- [Given problem] What is the number of lines containing the word "components"? Give that number alone.

- [Rows]
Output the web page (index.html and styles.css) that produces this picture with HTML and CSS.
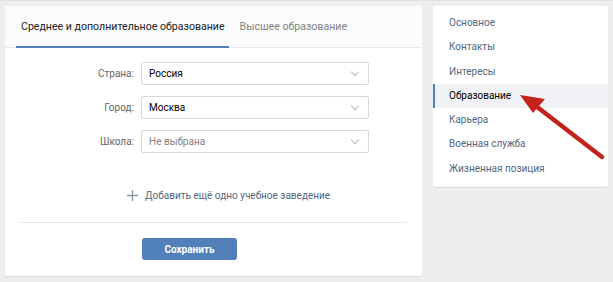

* * *

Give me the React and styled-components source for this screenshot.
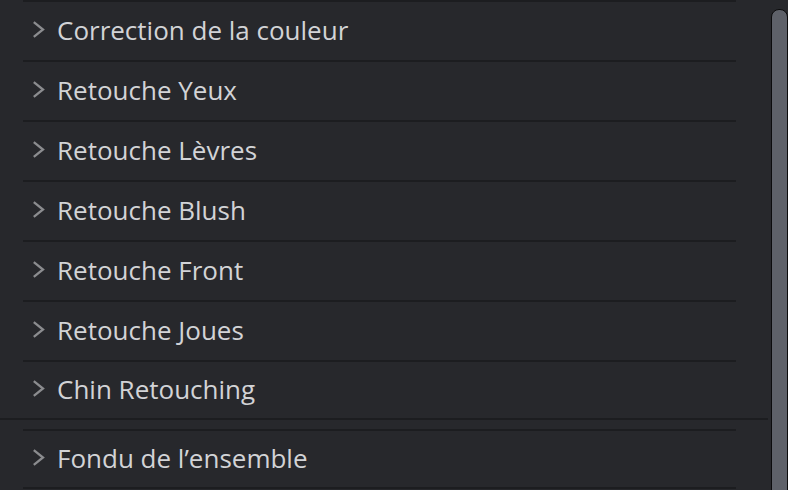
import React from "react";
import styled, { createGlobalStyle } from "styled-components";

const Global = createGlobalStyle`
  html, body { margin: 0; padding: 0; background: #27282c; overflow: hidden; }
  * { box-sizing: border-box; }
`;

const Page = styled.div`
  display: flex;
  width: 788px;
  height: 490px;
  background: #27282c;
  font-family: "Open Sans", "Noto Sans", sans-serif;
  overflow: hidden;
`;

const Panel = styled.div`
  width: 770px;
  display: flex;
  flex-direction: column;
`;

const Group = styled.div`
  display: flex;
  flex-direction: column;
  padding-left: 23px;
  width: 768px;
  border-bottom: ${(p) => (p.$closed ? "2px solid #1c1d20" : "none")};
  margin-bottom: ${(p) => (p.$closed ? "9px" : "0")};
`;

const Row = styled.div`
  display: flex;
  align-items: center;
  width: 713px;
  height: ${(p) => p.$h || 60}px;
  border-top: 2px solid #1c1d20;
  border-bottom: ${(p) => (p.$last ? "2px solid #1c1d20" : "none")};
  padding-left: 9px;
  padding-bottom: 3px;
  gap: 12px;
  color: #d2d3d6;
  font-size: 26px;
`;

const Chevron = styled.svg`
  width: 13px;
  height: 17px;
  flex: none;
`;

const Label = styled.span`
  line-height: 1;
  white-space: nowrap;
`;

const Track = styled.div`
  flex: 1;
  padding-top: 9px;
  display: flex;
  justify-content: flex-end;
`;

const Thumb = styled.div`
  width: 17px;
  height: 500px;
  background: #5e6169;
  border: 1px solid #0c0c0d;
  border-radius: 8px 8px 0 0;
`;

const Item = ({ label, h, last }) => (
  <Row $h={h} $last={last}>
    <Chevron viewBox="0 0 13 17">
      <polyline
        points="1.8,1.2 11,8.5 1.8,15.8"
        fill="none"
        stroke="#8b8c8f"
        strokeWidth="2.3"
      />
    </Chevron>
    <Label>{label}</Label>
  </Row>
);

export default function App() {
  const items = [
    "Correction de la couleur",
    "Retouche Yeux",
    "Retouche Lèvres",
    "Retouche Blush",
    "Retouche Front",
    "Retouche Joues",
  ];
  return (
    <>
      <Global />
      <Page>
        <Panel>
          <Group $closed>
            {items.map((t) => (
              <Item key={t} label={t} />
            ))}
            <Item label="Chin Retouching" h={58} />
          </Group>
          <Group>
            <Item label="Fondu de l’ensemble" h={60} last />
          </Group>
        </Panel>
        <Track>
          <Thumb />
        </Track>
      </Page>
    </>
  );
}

- [Correct answer] 2